In common sense a man, in insight a small boy, in many things less than a child, his speech and behavior display a strange contrasting mixture of man and child. With a serious expression, and in a tone of great moment, he not infrequently makes statements that in anyone else his age would be called stupid or banal. From his mouth, however, there always forces itself a melancholy smile of compassion. He appears especially droll when
speaking of his future life projects, of how he would, once he had learned an honorable profession and earned some money, settle down with his wife and treat her as a necessary piece of furniture. He is only able to think of a wife as a housekeeper, or as a kind of chief maid, whom you keep only as long as she does her job but dismiss if she puts too much salt in the soup, or does not do a good job sewing up the holes in shirts, or who does not brush the clothes properly, etc.

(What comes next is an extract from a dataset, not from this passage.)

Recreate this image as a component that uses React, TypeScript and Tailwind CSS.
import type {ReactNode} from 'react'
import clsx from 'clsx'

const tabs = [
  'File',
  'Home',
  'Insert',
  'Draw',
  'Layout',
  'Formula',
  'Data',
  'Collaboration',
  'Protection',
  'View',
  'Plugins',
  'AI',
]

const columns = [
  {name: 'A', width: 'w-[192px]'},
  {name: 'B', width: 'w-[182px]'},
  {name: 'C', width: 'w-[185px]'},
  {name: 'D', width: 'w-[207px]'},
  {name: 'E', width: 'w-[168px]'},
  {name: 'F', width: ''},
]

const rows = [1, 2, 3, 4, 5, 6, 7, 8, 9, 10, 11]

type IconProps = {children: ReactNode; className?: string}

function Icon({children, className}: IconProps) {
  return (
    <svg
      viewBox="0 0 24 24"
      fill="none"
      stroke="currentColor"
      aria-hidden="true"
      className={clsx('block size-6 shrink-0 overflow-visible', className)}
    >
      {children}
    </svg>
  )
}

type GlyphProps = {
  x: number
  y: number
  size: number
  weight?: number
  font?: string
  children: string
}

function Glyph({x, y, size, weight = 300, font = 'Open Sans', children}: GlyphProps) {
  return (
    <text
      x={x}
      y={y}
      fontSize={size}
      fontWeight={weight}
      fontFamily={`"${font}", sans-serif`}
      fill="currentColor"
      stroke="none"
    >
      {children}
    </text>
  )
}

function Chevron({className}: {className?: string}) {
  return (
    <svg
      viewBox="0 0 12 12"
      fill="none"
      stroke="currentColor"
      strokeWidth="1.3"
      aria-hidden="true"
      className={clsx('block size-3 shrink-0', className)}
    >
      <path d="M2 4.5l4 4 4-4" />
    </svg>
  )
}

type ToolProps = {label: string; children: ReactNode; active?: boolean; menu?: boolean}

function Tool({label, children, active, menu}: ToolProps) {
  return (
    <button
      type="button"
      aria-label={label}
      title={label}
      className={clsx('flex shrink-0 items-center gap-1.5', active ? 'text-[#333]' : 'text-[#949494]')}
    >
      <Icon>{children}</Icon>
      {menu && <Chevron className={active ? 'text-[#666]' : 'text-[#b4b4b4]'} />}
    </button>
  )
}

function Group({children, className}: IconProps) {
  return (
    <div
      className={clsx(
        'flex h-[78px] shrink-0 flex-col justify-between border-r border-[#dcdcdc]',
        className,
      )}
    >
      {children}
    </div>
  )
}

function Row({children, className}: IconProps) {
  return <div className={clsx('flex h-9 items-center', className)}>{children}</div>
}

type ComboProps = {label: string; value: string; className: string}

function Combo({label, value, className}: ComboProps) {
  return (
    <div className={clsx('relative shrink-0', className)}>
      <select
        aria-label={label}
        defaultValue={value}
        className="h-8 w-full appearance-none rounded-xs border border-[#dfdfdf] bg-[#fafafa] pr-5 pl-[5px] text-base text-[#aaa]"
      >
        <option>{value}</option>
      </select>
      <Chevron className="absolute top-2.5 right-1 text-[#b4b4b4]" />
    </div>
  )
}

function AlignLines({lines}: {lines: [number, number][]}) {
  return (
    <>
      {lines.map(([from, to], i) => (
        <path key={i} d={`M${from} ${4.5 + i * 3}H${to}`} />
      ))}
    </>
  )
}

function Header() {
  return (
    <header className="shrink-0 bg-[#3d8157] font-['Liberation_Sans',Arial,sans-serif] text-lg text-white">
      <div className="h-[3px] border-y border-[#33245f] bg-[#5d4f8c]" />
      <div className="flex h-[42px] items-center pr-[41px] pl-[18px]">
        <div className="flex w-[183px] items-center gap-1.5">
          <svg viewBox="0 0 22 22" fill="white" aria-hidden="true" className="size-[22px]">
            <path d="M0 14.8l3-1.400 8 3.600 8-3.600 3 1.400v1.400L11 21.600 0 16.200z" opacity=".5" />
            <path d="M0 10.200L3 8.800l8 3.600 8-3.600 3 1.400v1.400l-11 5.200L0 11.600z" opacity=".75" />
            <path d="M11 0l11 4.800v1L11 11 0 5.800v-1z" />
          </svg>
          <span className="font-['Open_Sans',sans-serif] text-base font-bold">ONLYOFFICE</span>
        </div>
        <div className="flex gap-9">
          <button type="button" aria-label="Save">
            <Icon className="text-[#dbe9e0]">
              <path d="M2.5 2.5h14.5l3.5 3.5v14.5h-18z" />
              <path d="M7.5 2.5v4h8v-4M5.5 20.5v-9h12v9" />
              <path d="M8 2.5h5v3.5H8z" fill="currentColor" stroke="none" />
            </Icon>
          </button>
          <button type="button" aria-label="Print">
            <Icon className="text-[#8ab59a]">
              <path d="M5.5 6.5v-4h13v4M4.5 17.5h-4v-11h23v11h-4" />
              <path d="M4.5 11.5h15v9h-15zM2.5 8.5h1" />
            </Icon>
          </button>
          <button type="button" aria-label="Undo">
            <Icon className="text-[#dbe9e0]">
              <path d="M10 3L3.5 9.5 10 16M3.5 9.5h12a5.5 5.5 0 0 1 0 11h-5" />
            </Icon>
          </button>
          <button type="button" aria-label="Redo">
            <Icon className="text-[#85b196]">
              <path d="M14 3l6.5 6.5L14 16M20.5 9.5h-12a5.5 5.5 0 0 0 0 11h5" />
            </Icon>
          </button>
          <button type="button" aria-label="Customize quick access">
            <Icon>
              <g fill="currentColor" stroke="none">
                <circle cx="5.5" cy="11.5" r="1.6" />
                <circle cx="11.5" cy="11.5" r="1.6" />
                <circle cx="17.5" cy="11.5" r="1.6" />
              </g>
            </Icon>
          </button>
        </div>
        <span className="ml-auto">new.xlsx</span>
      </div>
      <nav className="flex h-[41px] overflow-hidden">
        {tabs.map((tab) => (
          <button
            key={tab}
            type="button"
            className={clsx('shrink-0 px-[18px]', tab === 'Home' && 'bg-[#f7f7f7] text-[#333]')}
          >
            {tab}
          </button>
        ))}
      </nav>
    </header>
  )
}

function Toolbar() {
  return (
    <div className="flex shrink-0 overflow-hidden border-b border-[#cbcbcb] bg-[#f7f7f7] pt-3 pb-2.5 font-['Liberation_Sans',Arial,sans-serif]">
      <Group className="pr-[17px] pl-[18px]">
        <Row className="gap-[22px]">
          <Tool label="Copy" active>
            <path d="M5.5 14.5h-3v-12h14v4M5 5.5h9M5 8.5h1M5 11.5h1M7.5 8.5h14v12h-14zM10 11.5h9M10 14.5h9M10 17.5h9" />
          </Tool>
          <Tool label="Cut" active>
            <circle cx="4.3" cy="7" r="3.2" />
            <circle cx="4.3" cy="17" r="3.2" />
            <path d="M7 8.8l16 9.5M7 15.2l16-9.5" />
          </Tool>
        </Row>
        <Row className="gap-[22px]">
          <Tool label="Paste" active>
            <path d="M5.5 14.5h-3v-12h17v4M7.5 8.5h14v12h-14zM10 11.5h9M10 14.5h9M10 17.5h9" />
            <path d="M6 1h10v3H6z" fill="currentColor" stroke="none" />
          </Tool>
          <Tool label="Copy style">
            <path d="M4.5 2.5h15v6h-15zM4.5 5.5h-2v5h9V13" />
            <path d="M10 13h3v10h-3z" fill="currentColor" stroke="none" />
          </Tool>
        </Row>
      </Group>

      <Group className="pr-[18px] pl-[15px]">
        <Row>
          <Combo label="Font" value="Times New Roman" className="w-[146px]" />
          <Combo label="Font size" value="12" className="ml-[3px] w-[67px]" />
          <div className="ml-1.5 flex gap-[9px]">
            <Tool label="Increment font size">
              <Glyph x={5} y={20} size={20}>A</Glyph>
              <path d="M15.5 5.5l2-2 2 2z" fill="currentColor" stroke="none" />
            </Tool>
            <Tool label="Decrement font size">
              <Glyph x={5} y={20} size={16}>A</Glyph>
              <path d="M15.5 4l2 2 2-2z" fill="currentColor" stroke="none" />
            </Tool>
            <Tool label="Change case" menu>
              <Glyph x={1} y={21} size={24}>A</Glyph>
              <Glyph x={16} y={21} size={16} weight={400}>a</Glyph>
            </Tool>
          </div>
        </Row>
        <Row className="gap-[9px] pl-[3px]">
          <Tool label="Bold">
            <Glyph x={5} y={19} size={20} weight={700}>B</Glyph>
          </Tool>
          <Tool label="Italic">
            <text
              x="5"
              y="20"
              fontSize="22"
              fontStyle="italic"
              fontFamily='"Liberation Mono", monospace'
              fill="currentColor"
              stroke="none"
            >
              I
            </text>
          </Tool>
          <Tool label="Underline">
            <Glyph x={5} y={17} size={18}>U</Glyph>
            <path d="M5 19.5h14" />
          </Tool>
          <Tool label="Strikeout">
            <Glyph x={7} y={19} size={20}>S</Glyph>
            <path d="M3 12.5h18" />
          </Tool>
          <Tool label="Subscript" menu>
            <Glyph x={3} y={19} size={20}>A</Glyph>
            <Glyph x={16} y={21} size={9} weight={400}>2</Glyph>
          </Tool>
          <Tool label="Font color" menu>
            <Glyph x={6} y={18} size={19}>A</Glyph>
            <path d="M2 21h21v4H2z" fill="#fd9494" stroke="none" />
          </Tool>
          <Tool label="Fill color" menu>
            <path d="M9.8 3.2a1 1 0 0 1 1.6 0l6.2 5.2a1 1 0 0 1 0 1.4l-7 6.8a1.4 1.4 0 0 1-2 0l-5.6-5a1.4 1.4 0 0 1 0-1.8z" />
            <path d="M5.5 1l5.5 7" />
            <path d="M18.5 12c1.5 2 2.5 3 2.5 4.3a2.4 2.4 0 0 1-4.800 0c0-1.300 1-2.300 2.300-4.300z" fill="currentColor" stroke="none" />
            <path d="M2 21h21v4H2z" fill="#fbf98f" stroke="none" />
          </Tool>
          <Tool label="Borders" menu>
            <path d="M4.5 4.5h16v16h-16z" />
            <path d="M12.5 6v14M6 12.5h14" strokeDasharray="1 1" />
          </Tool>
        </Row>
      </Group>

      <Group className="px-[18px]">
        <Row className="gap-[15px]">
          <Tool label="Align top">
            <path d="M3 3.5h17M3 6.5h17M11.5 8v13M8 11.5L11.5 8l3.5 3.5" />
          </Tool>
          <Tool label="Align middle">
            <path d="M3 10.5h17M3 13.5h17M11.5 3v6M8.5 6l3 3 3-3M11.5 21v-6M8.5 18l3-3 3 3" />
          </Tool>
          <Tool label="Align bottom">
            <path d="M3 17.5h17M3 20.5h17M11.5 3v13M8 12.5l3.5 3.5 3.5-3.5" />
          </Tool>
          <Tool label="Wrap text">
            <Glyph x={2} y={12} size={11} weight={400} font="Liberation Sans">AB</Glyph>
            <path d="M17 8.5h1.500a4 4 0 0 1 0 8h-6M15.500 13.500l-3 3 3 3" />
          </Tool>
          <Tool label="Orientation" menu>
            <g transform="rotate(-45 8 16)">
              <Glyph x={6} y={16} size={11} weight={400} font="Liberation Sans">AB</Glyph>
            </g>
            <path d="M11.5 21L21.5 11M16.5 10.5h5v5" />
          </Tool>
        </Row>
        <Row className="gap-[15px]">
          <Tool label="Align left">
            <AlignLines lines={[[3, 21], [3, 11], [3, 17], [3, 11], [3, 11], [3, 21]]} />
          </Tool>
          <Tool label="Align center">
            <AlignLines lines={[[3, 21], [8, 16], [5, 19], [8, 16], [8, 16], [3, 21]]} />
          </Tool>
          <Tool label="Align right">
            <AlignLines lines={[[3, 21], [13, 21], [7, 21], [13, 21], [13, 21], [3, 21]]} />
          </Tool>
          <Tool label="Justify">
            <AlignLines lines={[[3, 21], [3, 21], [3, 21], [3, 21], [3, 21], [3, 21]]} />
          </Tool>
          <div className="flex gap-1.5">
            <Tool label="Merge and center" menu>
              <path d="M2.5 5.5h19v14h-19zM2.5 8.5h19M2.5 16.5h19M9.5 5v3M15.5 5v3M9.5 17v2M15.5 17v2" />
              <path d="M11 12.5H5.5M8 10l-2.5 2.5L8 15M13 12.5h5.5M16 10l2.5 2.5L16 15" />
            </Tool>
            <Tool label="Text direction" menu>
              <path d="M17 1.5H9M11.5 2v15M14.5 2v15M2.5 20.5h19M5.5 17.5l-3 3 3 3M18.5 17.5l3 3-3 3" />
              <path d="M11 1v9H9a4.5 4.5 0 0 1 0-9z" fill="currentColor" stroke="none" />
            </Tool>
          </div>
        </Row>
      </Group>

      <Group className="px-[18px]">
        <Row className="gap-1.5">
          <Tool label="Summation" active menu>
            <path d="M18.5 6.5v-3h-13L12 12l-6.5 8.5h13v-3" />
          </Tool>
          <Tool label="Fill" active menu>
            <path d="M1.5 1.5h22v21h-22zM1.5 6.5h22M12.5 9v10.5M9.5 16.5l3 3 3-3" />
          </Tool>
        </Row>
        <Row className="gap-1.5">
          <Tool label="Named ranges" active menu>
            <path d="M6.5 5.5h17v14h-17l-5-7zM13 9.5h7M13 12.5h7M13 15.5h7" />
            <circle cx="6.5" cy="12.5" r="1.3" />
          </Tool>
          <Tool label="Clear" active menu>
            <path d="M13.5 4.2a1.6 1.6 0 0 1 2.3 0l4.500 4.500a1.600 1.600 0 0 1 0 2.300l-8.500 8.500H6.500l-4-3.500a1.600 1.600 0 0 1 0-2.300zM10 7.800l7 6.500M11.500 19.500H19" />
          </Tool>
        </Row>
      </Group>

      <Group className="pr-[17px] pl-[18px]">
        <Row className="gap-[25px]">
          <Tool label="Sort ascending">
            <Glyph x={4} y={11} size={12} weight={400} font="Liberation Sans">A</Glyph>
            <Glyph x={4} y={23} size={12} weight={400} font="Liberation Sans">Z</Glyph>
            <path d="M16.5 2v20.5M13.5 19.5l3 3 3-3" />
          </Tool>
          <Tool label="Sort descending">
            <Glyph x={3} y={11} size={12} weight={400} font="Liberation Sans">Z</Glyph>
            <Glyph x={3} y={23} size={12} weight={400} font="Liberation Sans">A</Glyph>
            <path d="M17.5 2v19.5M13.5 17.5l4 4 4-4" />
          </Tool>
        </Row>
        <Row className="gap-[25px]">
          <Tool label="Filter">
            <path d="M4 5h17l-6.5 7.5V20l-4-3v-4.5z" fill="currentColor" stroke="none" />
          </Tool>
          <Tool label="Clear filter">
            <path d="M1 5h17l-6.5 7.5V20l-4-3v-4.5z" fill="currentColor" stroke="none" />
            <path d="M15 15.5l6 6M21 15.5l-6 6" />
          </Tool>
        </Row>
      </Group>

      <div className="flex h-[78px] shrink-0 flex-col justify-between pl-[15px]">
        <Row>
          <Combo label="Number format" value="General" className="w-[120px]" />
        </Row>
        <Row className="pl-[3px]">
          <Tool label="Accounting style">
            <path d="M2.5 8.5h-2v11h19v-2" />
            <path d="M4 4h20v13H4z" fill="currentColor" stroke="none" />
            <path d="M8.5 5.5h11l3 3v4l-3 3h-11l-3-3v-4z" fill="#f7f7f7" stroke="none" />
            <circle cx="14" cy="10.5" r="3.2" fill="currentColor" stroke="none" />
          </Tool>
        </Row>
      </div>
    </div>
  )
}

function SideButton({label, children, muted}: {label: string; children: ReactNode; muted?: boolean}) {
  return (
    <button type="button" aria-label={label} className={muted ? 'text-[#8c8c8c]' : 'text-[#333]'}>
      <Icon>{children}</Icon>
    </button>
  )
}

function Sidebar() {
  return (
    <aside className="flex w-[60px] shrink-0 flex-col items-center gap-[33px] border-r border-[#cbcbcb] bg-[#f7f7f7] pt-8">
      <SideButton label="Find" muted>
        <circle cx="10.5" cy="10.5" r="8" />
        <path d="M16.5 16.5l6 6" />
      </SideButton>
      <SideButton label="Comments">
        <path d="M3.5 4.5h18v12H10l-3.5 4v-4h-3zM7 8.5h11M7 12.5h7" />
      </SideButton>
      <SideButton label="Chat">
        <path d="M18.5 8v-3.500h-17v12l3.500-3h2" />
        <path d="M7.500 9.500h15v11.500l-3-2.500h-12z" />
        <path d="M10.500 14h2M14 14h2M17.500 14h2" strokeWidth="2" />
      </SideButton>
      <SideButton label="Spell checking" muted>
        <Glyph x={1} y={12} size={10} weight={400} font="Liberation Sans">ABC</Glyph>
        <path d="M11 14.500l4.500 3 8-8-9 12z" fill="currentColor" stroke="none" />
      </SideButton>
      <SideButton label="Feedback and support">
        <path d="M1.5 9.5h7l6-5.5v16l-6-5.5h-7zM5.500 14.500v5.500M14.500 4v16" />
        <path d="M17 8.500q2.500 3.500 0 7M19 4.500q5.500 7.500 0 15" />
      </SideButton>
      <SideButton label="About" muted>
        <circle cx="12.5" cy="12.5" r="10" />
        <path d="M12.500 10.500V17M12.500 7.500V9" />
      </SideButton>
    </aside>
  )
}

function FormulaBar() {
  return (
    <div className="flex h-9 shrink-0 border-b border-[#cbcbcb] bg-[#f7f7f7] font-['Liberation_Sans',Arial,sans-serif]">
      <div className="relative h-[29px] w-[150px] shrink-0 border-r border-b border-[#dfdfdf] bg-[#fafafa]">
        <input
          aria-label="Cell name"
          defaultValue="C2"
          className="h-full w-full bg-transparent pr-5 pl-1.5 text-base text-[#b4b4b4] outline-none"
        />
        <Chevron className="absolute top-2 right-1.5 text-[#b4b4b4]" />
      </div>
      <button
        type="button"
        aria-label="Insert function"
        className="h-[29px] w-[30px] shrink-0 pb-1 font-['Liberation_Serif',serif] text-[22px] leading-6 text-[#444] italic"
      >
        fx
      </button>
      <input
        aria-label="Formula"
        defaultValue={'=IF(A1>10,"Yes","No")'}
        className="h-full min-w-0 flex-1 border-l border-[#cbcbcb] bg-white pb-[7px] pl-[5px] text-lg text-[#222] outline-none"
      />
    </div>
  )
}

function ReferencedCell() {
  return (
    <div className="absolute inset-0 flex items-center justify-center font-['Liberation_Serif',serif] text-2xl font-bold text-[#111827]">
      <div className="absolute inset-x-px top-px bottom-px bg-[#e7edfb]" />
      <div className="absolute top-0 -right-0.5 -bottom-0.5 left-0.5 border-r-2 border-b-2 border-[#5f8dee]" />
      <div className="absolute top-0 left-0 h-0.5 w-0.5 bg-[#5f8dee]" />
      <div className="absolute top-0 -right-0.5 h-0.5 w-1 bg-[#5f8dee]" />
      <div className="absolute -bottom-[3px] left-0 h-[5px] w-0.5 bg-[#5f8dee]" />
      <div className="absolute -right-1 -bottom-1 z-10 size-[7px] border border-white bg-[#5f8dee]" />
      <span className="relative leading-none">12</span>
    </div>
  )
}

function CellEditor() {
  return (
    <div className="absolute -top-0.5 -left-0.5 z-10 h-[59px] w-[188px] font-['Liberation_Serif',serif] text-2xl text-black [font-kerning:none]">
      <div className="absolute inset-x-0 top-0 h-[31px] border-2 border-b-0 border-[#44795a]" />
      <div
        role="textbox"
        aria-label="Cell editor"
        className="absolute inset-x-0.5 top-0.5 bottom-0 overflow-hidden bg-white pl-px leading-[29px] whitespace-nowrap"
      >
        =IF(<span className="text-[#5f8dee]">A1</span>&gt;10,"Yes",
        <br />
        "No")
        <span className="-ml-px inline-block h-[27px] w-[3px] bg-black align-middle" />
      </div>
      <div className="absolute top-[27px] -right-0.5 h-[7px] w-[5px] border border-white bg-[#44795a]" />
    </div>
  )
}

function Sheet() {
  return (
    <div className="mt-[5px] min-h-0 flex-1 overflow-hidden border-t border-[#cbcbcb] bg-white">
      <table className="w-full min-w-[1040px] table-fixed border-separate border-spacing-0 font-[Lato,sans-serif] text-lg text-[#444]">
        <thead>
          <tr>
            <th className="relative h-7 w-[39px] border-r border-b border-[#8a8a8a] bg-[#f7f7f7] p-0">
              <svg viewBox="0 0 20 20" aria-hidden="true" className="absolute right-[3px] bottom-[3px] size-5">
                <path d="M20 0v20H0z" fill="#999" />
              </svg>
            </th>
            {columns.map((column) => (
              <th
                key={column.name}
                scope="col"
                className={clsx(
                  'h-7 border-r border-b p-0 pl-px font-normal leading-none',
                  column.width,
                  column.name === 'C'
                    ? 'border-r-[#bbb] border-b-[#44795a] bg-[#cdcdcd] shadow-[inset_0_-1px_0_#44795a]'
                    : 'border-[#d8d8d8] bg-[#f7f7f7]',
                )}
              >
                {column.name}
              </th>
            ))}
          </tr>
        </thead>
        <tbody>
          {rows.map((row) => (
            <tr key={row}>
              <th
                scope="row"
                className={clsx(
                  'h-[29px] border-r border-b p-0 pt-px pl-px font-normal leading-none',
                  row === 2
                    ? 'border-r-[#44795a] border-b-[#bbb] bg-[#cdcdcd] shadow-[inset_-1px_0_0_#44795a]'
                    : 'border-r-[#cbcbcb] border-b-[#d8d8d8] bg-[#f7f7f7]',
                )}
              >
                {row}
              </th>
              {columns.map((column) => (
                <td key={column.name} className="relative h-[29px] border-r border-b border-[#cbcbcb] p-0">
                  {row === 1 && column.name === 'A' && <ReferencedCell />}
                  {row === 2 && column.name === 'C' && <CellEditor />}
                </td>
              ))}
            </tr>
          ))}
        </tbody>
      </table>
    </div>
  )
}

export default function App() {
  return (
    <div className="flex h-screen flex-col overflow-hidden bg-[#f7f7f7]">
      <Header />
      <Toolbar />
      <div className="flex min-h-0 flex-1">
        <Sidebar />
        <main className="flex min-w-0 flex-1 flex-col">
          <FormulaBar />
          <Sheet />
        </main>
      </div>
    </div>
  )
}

Mild, soft, without vicious inclinations, without passion and emotion, his even temperament is like a placid, mirror-like lake illuminated by a full moon in the still of night. Incapable of harming an animal, compassionate toward a worm, which he is afraid of stepping on, at the same time he is fearful to the point of being a coward.67 Nonetheless, he would insist on his own principles recklessly, even mercilessly, as soon as it became a question of fighting for truths he decided were right and should be carried through. If he felt himself oppressed, he would put up with it silently for a long time, hoping to avoid the difficulty or attempting to change the situation though mild objections. But, in the end, if nothing helped, as soon as the opportunity presented itself to free himself from the constricting bonds, he would calmly do so, showing no anger toward the person who was hurting him. He is obedient, willing, compliant. But if you falsely accuse him of something, or claim something to be true which Kaspar thinks is not, do not expect him, just to be nice or for any other reason, to put up with injustice or a lie. He will modestly but resolutely insist that he is right, and if the other person stubbornly puts up a fight, he will silently leave.